AIM OF THE EXERCISE
Gather each line of the records where "that" appears.

┄┄┄┄┄┄┄┄┄┄┄┄┄┄┄┄┄┄┄┄

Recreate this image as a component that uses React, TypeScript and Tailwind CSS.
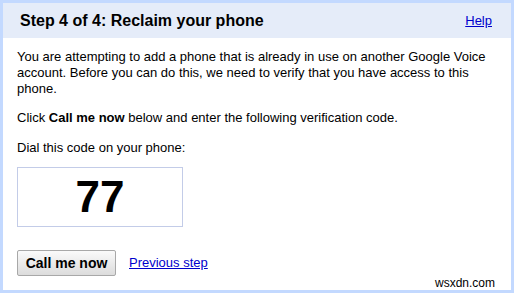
export default function App() {
  return (
    <div
      className="relative h-[293px] w-[514px] border-[3px] border-[#c3d9ff] bg-white text-black"
      style={{ fontFamily: '"Liberation Sans", Arial, sans-serif' }}
    >
      <div className="flex h-[35px] items-center justify-between bg-[#e5ecf9] pl-[17px] pr-[19px]">
        <h1 className="text-[16px] font-bold">Step 4 of 4: Reclaim your phone</h1>
        <a href="#" className="text-[13px] text-[#0000cc] underline">
          Help
        </a>
      </div>

      <div className="pl-[14px] pr-[10px] pt-[11px] text-[13px] leading-[16px]">
        <p>
          You are attempting to add a phone that is already in use on another Google Voice
          account. Before you can do this, we need to verify that you have access to this
          phone.
        </p>
        <p className="mt-[13px]">
          Click <b>Call me now</b> below and enter the following verification code.
        </p>
        <p className="mt-[14px]">Dial this code on your phone:</p>

        <div className="mt-[11px] flex h-[60px] w-[166px] items-center justify-center border border-[#c3cce8]">
          <span className="text-[44px] font-bold leading-none">77</span>
        </div>

        <div className="mt-[23px] flex items-center gap-[13px]">
          <button
            type="button"
            className="h-[26px] w-[99px] rounded-[2px] border border-[#a8a8a8] bg-gradient-to-b from-[#fafafa] to-[#dcdcdc] text-[14px] font-bold"
          >
            Call me now
          </button>
          <a href="#" className="text-[13px] text-[#0000cc] underline">
            Previous step
          </a>
        </div>
      </div>

      <span className="absolute bottom-[-2px] right-[16px] text-[12px] text-black">wsxdn.com</span>
    </div>
  );
}
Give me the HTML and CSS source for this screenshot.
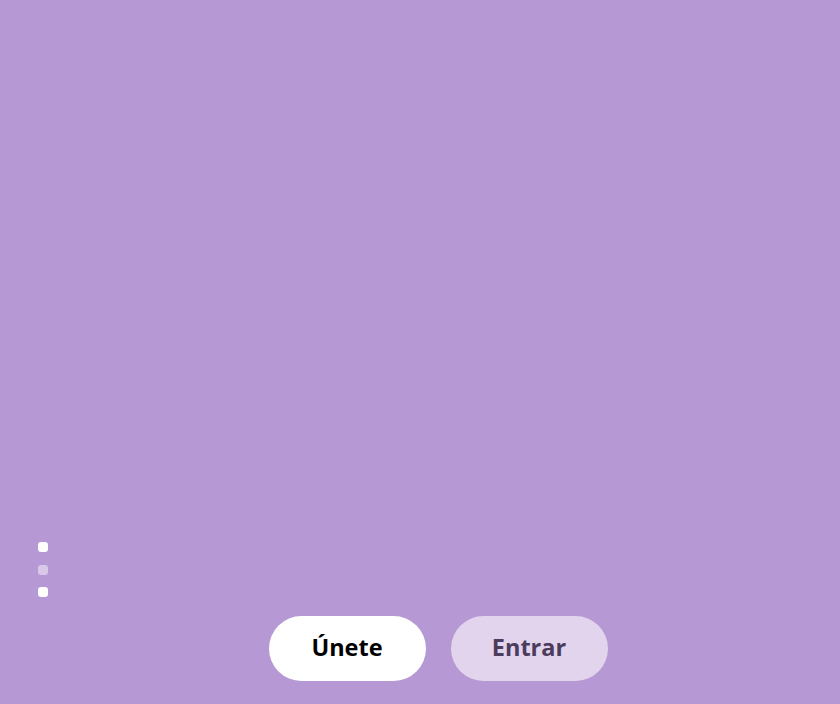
FILE: index.html
```html
<!DOCTYPE html>
<html lang="es">
<head>
<meta charset="utf-8">
<link rel="stylesheet" href="styles.css">
</head>
<body>
<main class="screen">
  <div class="stage"></div>
  <div class="dots">
    <span class="dot"></span>
    <span class="dot dim"></span>
    <span class="dot"></span>
  </div>
  <div class="actions">
    <button class="btn primary">Únete</button>
    <button class="btn secondary">Entrar</button>
  </div>
</main>
</body>
</html>
```
FILE: styles.css
```css
html, body {
  margin: 0;
  padding: 0;
  height: 100%;
}
body {
  background: #b598d4;
  font-family: "Open Sans", "Noto Sans", sans-serif;
}
.screen {
  height: 704px;
  display: flex;
  flex-direction: column;
}
.stage {
  flex: 1;
}
.dots {
  display: flex;
  flex-direction: column;
  gap: 12.5px;
  padding-left: 38px;
  margin-bottom: 19px;
}
.dot {
  width: 10px;
  height: 10px;
  border-radius: 3px;
  background: #ffffff;
}
.dot.dim {
  background: #d9c8ea;
}
.actions {
  display: flex;
  justify-content: center;
  gap: 25px;
  padding-left: 36px;
  margin-bottom: 23px;
}
.btn {
  width: 157px;
  height: 65px;
  border: none;
  border-radius: 33px;
  font-family: "Open Sans", "Noto Sans", sans-serif;
  font-weight: 700;
  font-size: 23.5px;
  padding: 0 0 3px;
  cursor: pointer;
}
.primary {
  background: #ffffff;
  color: #000000;
}
.secondary {
  background: #e2d4ed;
  color: #4b3b5d;
}
```
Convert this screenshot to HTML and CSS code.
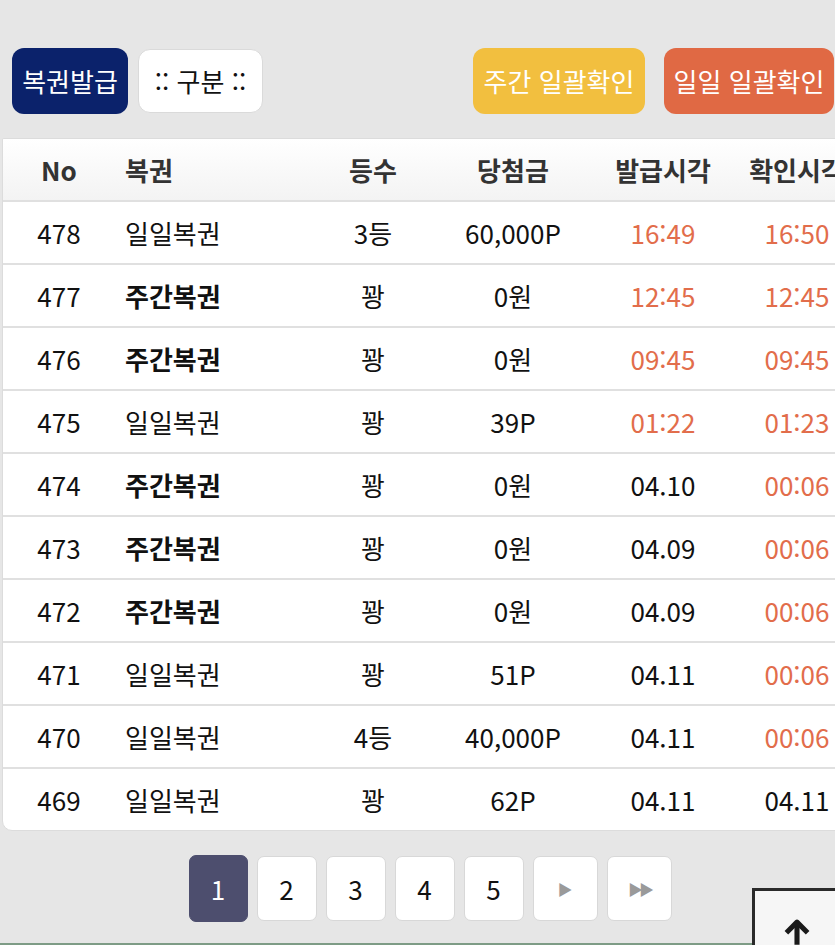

┄┄┄┄┄┄┄┄┄┄┄┄┄┄┄┄┄┄┄┄

THE RESULT
Recreate this image as a component that uses React, TypeScript and Tailwind CSS.
          You are attempting to add a phone that is already in use on another Google Voice
          account. Before you can do this, we need to verify that you have access to this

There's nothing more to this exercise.